Baradar, the lead negotiator and believed to be the most influential of the Taliban interlocutors, has been pushing a peace deal in Afghanistan even before the US was willing to enter talks.

As far back as 2010, he had secretly opened peace talks with Afghanistan's then-president, Hamid Karzai.

When neighbouring Pakistan found out, Baradar was arrested in a raid jointly carried out with the CIA.

He spent eight years in a Pakistani jail — punishment for trying to sideline Islamabad in peace talks.

Karzai previously told The Associated Press he asked both Pakistan and the US on at least two occasions to release Baradar, but was turned down.

The first secret contacts between the Taliban and the U.S., aimed at finding a way to talk, reportedly did not occur until 2013.

Even as Washington seeks an exit to its longest war, the Taliban are at their strongest since their ouster in 2001 and hold sway over more than half the country, staging near-daily, deadly attacks across Afghanistan.
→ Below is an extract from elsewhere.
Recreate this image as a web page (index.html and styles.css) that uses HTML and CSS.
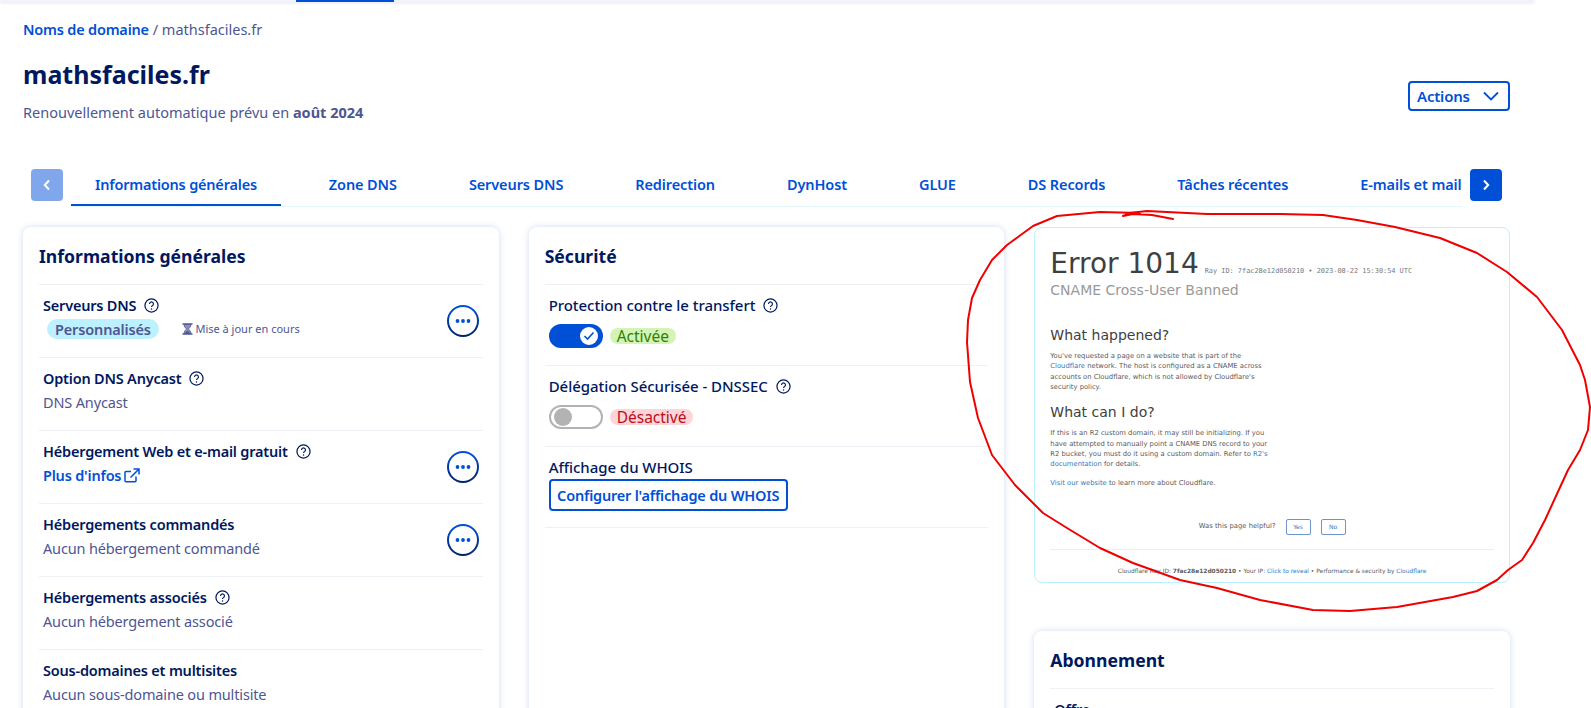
FILE: index.html
```html
<!DOCTYPE html>
<html lang="fr">
<head>
  <meta charset="UTF-8">
  <title>mathsfaciles.fr</title>
  <link rel="stylesheet" href="styles.css">
</head>
<body>
  <svg class="sprites" width="0" height="0">
    <symbol id="i-help" viewBox="0 0 16 16">
      <circle cx="8" cy="8" r="7" fill="none" stroke="#00185e" stroke-width="1.3"/>
      <path d="M5.9 6.3a2.1 2.1 0 1 1 3.3 1.7c-.8.5-1.2.9-1.2 1.7" fill="none" stroke="#00185e" stroke-width="1.2"/>
      <circle cx="8" cy="11.6" r=".8" fill="#00185e"/>
    </symbol>
    <symbol id="i-more" viewBox="0 0 32 32">
      <circle cx="16" cy="16" r="15" fill="#fff" stroke="url(#more-ring)" stroke-width="2"/>
      <circle cx="10.5" cy="16" r="1.9" fill="#0050d7"/>
      <circle cx="16" cy="16" r="1.9" fill="#0050d7"/>
      <circle cx="21.5" cy="16" r="1.9" fill="#0050d7"/>
    </symbol>
    <defs>
      <linearGradient id="more-ring" x1="0" y1="0" x2="0" y2="1">
        <stop offset="0" stop-color="#0050d7"/>
        <stop offset="1" stop-color="#00246e"/>
      </linearGradient>
    </defs>
  </svg>

  <div class="topbar"><span class="topbar-active"></span></div>

  <main class="page">
    <div class="crumbs"><a href="#">Noms de domaine</a> / mathsfaciles.fr</div>

    <header class="head">
      <div>
        <h1>mathsfaciles.fr</h1>
        <p class="renew">Renouvellement automatique prévu en <b>août 2024</b></p>
      </div>
      <button class="btn-actions">Actions
        <svg width="16" height="10" viewBox="0 0 16 10"><path d="M1 1.500l7 7 7-7" fill="none" stroke="#0050d7" stroke-width="1.800"/></svg>
      </button>
    </header>

    <nav class="tabs-row">
      <button class="tab-arrow off"><svg width="8" height="12" viewBox="0 0 8 12"><path d="M6 1.500L1.800 6 6 10.500" fill="none" stroke="#fff" stroke-width="2"/></svg></button>
      <div class="tabs">
        <a class="tab active" href="#">Informations générales</a>
        <a class="tab" href="#">Zone DNS</a>
        <a class="tab" href="#">Serveurs DNS</a>
        <a class="tab" href="#">Redirection</a>
        <a class="tab" href="#">DynHost</a>
        <a class="tab" href="#">GLUE</a>
        <a class="tab" href="#">DS Records</a>
        <a class="tab" href="#">Tâches récentes</a>
        <a class="tab" href="#">E-mails et mailing lists</a>
      </div>
      <button class="tab-arrow"><svg width="8" height="12" viewBox="0 0 8 12"><path d="M2 1.500L6.200 6 2 10.500" fill="none" stroke="#fff" stroke-width="2"/></svg></button>
    </nav>

    <div class="cols">
      <section class="card">
        <h2>Informations générales</h2>
        <div class="row">
          <div>
            <div class="label">Serveurs DNS <svg class="help"><use href="#i-help"/></svg></div>
            <div class="value">
              <span class="pill-info">Personnalisés</span>
              <span class="pending">
                <svg width="11" height="12" viewBox="0 0 11 12"><path d="M.5 1h10M.5 11h10" stroke="#4d5693" stroke-width="1.400"/><path d="M2 1.500c0 2 1.400 3.300 2.600 4.500C3.400 7.200 2 8.500 2 10.500h7c0-2-1.400-3.300-2.600-4.500C7.600 4.800 9 3.500 9 1.500z" fill="#8b91bb" stroke="#4d5693" stroke-width=".8"/><path d="M3 10.500c.4-1.300 1.500-2.200 2.500-2.800 1 .6 2.100 1.500 2.500 2.800z" fill="#4d5693"/></svg>
                Mise à jour en cours
              </span>
            </div>
          </div>
          <svg class="more"><use href="#i-more"/></svg>
        </div>
        <div class="row">
          <div>
            <div class="label">Option DNS Anycast <svg class="help"><use href="#i-help"/></svg></div>
            <div class="value">DNS Anycast</div>
          </div>
        </div>
        <div class="row">
          <div>
            <div class="label">Hébergement Web et e-mail gratuit <svg class="help"><use href="#i-help"/></svg></div>
            <div class="value"><a class="link" href="#">Plus d'infos
              <svg width="16" height="15" viewBox="0 0 16 15"><path d="M12 8.500v4.200a1 1 0 0 1-1 1H2a1 1 0 0 1-1-1V4.500a1 1 0 0 1 1-1h5M9.500 1H15v5.500M15 1L6.500 9.500" fill="none" stroke="#0050d7" stroke-width="1.500"/></svg>
            </a></div>
          </div>
          <svg class="more"><use href="#i-more"/></svg>
        </div>
        <div class="row">
          <div>
            <div class="label">Hébergements commandés</div>
            <div class="value">Aucun hébergement commandé</div>
          </div>
          <svg class="more"><use href="#i-more"/></svg>
        </div>
        <div class="row">
          <div>
            <div class="label">Hébergements associés <svg class="help"><use href="#i-help"/></svg></div>
            <div class="value">Aucun hébergement associé</div>
          </div>
        </div>
        <div class="row">
          <div>
            <div class="label">Sous-domaines et multisites</div>
            <div class="value">Aucun sous-domaine ou multisite</div>
          </div>
        </div>
      </section>

      <section class="card">
        <h2>Sécurité</h2>
        <div class="row tall">
          <div>
            <div class="label thin">Protection contre le transfert <svg class="help"><use href="#i-help"/></svg></div>
            <div class="state">
              <span class="toggle on"><span class="knob"><svg width="12" height="10" viewBox="0 0 12 10"><path d="M1.500 5l3 3 6-6.500" fill="none" stroke="#0050d7" stroke-width="1.600"/></svg></span></span>
              <span class="pill-ok">Activée</span>
            </div>
          </div>
        </div>
        <div class="row tall">
          <div>
            <div class="label thin">Délégation Sécurisée - DNSSEC <svg class="help"><use href="#i-help"/></svg></div>
            <div class="state">
              <span class="toggle"><span class="knob"></span></span>
              <span class="pill-off">Désactivé</span>
            </div>
          </div>
        </div>
        <div class="row tall last">
          <div>
            <div class="label thin">Affichage du WHOIS</div>
            <button class="btn-outline">Configurer l'affichage du WHOIS</button>
          </div>
        </div>
      </section>

      <div class="col-side">
        <section class="cf-error">
          <div class="cf-title">Error 1014 <span class="cf-ray">Ray ID: 7fac28e12d050210 • 2023-08-22 15:30:54 UTC</span></div>
          <div class="cf-sub">CNAME Cross-User Banned</div>
          <h3 class="first">What happened?</h3>
          <p>You've requested a page on a website that is part of the<br><a href="#">Cloudflare</a> network. The host is configured as a CNAME across<br>accounts on Cloudflare, which is not allowed by Cloudflare's<br>security policy.</p>
          <h3>What can I do?</h3>
          <p>If this is an R2 custom domain, it may still be initializing. If you<br>have attempted to manually point a CNAME DNS record to your<br>R2 bucket, you must do it using a custom domain. Refer to <a href="#">R2's<br>documentation</a> for details.</p>
          <p class="cf-visit"><a href="#">Visit our website</a> to learn more about Cloudflare.</p>
          <div class="cf-helpful">Was this page helpful? <button>Yes</button><button>No</button></div>
          <div class="cf-foot">Cloudflare Ray ID: <b>7fac28e12d050210</b> • Your IP: <a href="#">Click to reveal</a> • Performance &amp; security by <a href="#">Cloudflare</a></div>
        </section>

        <section class="card sub">
          <h2>Abonnement</h2>
          <div class="row">
            <div>
              <div class="label">Offre</div>
              <div class="value">Domaine</div>
            </div>
          </div>
        </section>
      </div>
    </div>
  </main>

  <!-- red hand-drawn circle on top of the screenshot -->
  <svg class="scribble" width="1591" height="708" viewBox="0 0 1591 708">
    <path d="M1173 219L1152 215L1133 214L1123 216L1130 213L1147 211L1167 212L1207 214L1280 214M1140 213L1100 212L1057 216L1033 226L1018 237L1007 245L992 260L980 280L972 298L968 320L967 342L970 382L978 418L992 455L1015 485L1030 500L1043 513L1067 528L1100 548L1133 563L1180 580L1217 588L1260 600L1313 610L1350 611L1397 607L1453 597L1477 591L1497 580L1508 570L1522 560L1533 543L1545 520L1562 483L1568 470L1580 450L1588 430L1590 407L1585 380L1580 365L1562 330L1537 297L1507 272L1477 253L1440 238L1395 227L1357 220L1323 215L1280 214" fill="none" stroke="#f00000" stroke-width="2" stroke-linejoin="round" stroke-linecap="round"/>
  </svg>
</body>
</html>
```

FILE: styles.css
```css
* { box-sizing:border-box; }
html, body { margin:0; height:708px; overflow:hidden; background:#fff; }
body { position:relative; font-family:"Noto Sans", sans-serif; font-size:14.5px; letter-spacing:-0.15px; color:#4d5693; }
a { color:#0050d7; text-decoration:none; }
button { font-family:inherit; cursor:pointer; }
.sprites { position:absolute; }

.topbar { width:1534px; height:2px; background:#f2f2fb; box-shadow:0 1px 3px rgba(40,40,160,.14); }
.topbar-active { display:block; width:98px; height:2px; margin-left:296px; background:#0050d7; }

.page { width:1534px; padding:17px 24px 0 23px; }
.crumbs { line-height:20px; letter-spacing:0; }
.crumbs a { font-weight:600; letter-spacing:-0.2px; }

.head { display:flex; justify-content:space-between; align-items:flex-start; }
h1 { margin:18px 0 0; font-size:25px; line-height:34px; font-weight:700; letter-spacing:0; color:#00185e; }
.renew { margin:9px 0 0; line-height:24px; letter-spacing:0; }
.btn-actions { display:flex; align-items:center; gap:13px; width:102px; height:30px; margin-top:42px; padding:0 0 0 7px;
  background:#fff; border:2px solid #0050d7; border-radius:4px; color:#0050d7; font-size:15px; font-weight:600; letter-spacing:-0.2px;
}

.tabs-row { display:flex; gap:8px; margin:45px 8px 0; align-items:flex-start; }
.tab-arrow { flex:none; display:flex; align-items:center; justify-content:center; width:32px; height:32px; padding:0; background:#0050d7; border:0; border-radius:4px; }
.tab-arrow.off { background:#80a7eb; }
.tabs { flex:1; min-width:0; display:flex; overflow:hidden; gap:24px; height:38px; border-bottom:1px solid #e3f6fc; }
.tab { flex:none; height:37px; padding:5px 24px 0; line-height:20px; font-weight:600; letter-spacing:-0.11px; white-space:nowrap; }
.tab.active { border-bottom:2px solid #0050d7; letter-spacing:-0.2px; }

.cols { display:grid; grid-template-columns:repeat(3,1fr); gap:30px; margin-top:20px; align-items:start; }
.card { background:#fff; border-radius:8px; padding:16px 16px 40px; box-shadow:0 0 6px rgba(40,89,192,.22); min-height:620px; }
.card.sub { min-height:0; margin-top:48px; }
h2 { margin:0 0 15px; font-size:17.6px; line-height:26px; font-weight:700; letter-spacing:0; color:#00185e; }
.row { display:flex; justify-content:space-between; align-items:center; min-height:73px; padding:0 4px; border-top:1px solid #eef0f5; }
.row > div:first-child { align-self:flex-start; padding-top:9px; }
.row.tall { min-height:81px; }
.row.last { min-height:82px; border-bottom:1px solid #eef0f5; }
.label { display:flex; align-items:center; gap:8px; margin-bottom:1px; line-height:22px; font-weight:600; letter-spacing:-0.2px; color:#00185e; }
.label.thin { font-size:15px; font-weight:500; letter-spacing:-0.05px; }
.help { width:15px; height:15px; }
.more { width:32px; height:32px; }
.value { line-height:24px; }
.link { display:inline-flex; align-items:center; gap:3px; font-weight:600; letter-spacing:-0.2px; }

.pill-info { display:inline-block; margin-left:4px; padding:0 8px; line-height:20px; background:#bef1ff; border-radius:10px; font-weight:600; }
.pending { display:inline-flex; align-items:center; gap:2px; margin-left:20px; font-size:11px; letter-spacing:0; }
.state { display:flex; align-items:center; gap:7px; margin-top:8px; }
.toggle { display:flex; align-items:center; width:54px; height:24px; padding:0 3px; background:#fff; border:2px solid #b3b3b3; border-radius:12px; }
.toggle .knob { display:flex; align-items:center; justify-content:center; width:18px; height:18px; background:#b3b3b3; border-radius:50%; }
.toggle.on { justify-content:flex-end; background:#0050d7; border-color:#0050d7; }
.toggle.on .knob { background:#fff; }
.pill-ok, .pill-off { padding:0 7px; line-height:16px; border-radius:8px; font-size:15.5px; letter-spacing:0; }
.pill-ok { background:#d4f4b6; color:#318000; }
.pill-off { background:#ffd4d9; color:#b5101c; }
.btn-outline { display:block; width:239px; height:32px; padding:0; background:#fff; border:2px solid #0050d7; border-radius:4px; color:#0050d7; font-size:14.5px; font-weight:600; letter-spacing:-0.2px; white-space:nowrap; }

/* the pasted cloudflare page */
.cf-error { height:356px; padding:19px 15px 0; border:1px solid #bef1ff; border-radius:8px; font-family:"DejaVu Sans", sans-serif; font-size:6.8px; line-height:10.4px; letter-spacing:0; color:#5a5a5a; }
.cf-error a { color:#2f7bbf; }
.cf-title { font-size:28px; line-height:34px; color:#404040; white-space:nowrap; }
.cf-ray { font-family:"DejaVu Sans Mono", monospace; font-size:6.9px; line-height:10px; color:#777; margin-left:-3px; }
.cf-sub { font-size:14px; line-height:18px; color:#999; }
.cf-error h3 { margin:9.6px 0 0; font-size:14px; line-height:20px; font-weight:400; color:#404040; }
.cf-error h3.first { margin-top:26px; }
.cf-error p { margin:6px 0 0; white-space:nowrap; }
.cf-error p.cf-visit { margin-top:8.4px; }
.cf-helpful { display:flex; justify-content:center; align-items:center; gap:10px; margin-top:30px; padding-bottom:14px; border-bottom:1px solid #efefef; }
.cf-helpful button { width:25px; height:16px; padding:0; background:#fff; border:1px solid #6b93cf; border-radius:2px; color:#2f7bbf; font-size:6px; }
.cf-foot { margin-top:16px; text-align:center; font-size:5.9px; line-height:10px; white-space:nowrap; }

.scribble { position:absolute; left:0; top:0; pointer-events:none; }
```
Khalilzad's year-long peace mission has been Washington's most dedicated push for peace, focusing not just on the Taliban, Afghanistan's government and prominent Afghan powerbrokers but also on its neighbors, who are often blamed for outright interference in Afghanistan.

The meddlers include Pakistan and Russia, accused of aiding the Taliban against Islamic State insurgents with deep connections to Central Asia, and also Iran, which has trained Afghan fighters known as the Fatimayoun Brigade that fought alongside Iran's Revolutionary Guard in Syria.